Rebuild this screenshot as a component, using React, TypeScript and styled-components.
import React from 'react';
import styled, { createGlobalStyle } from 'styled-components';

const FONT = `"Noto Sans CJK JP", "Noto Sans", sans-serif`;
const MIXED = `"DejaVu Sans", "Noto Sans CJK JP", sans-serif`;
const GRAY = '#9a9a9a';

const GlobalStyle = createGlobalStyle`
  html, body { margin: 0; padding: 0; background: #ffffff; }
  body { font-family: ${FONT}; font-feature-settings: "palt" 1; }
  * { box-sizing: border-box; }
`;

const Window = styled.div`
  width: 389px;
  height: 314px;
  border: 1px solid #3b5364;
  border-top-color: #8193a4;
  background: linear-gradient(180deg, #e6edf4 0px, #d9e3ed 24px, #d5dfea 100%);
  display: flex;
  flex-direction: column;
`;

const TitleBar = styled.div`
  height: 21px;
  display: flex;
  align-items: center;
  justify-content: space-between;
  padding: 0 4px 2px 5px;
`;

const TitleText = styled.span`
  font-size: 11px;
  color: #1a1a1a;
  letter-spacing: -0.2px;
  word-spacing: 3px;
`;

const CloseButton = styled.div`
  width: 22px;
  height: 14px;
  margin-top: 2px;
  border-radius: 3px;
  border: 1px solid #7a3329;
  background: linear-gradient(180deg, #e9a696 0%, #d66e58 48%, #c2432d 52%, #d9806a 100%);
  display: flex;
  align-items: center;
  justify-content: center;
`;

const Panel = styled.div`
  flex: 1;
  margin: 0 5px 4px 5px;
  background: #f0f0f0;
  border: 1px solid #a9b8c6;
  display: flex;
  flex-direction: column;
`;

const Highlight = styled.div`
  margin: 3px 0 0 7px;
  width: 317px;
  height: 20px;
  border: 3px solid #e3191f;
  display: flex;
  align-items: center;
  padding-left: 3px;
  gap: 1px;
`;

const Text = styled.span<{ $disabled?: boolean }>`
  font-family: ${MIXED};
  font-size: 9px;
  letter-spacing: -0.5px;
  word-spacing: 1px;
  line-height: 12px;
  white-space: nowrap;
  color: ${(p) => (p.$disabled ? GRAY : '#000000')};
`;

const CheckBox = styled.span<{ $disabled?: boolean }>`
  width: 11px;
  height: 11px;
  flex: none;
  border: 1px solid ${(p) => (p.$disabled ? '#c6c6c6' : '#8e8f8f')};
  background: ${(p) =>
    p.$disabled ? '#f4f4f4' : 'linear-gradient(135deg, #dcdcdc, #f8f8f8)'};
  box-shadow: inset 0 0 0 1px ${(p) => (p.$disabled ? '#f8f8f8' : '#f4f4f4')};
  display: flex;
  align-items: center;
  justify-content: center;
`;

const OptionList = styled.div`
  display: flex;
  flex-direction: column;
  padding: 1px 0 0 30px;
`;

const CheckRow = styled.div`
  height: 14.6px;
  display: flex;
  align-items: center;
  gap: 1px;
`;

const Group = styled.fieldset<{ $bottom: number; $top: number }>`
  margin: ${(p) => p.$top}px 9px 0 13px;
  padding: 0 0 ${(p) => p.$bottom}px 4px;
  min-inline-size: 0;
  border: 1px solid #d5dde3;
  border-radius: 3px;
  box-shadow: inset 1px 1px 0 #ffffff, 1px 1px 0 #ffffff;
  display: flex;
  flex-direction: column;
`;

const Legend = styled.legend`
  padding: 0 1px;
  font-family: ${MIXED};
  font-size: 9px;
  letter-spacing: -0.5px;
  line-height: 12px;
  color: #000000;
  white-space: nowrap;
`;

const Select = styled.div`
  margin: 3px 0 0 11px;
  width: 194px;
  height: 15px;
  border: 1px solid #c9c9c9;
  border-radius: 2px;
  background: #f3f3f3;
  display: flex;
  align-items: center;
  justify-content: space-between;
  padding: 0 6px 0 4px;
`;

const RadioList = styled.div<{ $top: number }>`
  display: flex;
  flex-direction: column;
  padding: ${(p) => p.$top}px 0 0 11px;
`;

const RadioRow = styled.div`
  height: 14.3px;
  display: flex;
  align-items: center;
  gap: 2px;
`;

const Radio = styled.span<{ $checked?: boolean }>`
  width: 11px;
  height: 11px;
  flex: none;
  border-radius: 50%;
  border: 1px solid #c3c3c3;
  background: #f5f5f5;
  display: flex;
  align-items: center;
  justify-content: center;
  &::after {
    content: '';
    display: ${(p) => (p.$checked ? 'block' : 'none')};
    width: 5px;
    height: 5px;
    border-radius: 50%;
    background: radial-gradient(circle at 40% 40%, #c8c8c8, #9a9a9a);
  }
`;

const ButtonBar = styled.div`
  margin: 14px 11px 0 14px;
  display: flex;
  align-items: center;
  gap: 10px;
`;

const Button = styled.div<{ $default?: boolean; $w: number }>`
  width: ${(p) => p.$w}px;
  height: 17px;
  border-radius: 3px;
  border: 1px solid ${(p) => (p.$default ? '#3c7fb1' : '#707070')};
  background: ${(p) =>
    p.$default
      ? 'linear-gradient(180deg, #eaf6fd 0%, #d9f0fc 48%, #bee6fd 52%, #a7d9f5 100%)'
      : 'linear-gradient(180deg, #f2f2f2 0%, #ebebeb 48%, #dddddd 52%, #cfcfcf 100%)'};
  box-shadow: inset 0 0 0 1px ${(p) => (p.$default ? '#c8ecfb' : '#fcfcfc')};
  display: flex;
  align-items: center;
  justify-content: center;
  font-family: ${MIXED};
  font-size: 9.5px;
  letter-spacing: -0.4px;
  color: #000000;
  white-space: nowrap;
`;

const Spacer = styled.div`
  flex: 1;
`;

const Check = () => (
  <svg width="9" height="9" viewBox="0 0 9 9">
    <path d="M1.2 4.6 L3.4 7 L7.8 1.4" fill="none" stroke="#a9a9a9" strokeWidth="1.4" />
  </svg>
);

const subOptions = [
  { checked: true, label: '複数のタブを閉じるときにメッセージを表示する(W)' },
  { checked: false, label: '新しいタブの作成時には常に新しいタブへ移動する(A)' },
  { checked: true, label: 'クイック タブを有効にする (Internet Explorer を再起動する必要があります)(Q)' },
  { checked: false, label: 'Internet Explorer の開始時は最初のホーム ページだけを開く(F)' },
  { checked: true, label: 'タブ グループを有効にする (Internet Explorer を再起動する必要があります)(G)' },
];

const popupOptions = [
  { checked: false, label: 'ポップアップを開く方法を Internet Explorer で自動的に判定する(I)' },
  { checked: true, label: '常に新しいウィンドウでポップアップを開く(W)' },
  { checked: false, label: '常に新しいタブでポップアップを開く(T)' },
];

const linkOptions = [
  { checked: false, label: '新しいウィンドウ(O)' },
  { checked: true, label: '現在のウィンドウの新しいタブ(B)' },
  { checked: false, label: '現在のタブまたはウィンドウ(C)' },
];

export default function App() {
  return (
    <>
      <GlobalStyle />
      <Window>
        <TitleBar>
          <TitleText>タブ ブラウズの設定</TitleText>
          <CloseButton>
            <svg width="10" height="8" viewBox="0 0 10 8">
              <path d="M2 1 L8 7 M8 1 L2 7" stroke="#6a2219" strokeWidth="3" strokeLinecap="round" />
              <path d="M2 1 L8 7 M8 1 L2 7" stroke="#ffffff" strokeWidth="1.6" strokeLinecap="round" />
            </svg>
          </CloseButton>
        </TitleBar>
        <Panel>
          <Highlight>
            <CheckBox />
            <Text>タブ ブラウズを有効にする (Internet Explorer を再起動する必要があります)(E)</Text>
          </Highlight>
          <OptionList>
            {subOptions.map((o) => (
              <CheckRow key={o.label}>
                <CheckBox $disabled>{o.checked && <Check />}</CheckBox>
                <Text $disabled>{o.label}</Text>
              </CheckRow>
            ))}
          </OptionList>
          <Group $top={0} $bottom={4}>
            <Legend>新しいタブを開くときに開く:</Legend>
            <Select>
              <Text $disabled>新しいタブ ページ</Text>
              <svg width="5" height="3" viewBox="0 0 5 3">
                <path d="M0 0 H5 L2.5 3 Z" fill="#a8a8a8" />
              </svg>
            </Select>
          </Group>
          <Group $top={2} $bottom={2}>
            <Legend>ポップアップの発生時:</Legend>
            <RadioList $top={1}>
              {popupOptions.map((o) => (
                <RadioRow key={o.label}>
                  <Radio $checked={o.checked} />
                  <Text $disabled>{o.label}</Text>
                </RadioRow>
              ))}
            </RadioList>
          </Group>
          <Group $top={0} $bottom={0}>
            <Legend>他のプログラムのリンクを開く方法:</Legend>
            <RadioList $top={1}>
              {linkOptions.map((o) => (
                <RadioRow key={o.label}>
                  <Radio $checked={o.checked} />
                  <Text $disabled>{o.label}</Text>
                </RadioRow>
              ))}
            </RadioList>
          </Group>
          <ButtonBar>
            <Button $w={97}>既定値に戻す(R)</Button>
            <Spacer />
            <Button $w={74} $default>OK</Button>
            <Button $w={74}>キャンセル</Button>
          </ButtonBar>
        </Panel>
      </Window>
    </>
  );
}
***
- Problem to work on
Check each line above for the word "React", and copy the lines where it appears.

- Solution below
Rebuild this screenshot as a component, using React, TypeScript and styled-components.
import React from 'react';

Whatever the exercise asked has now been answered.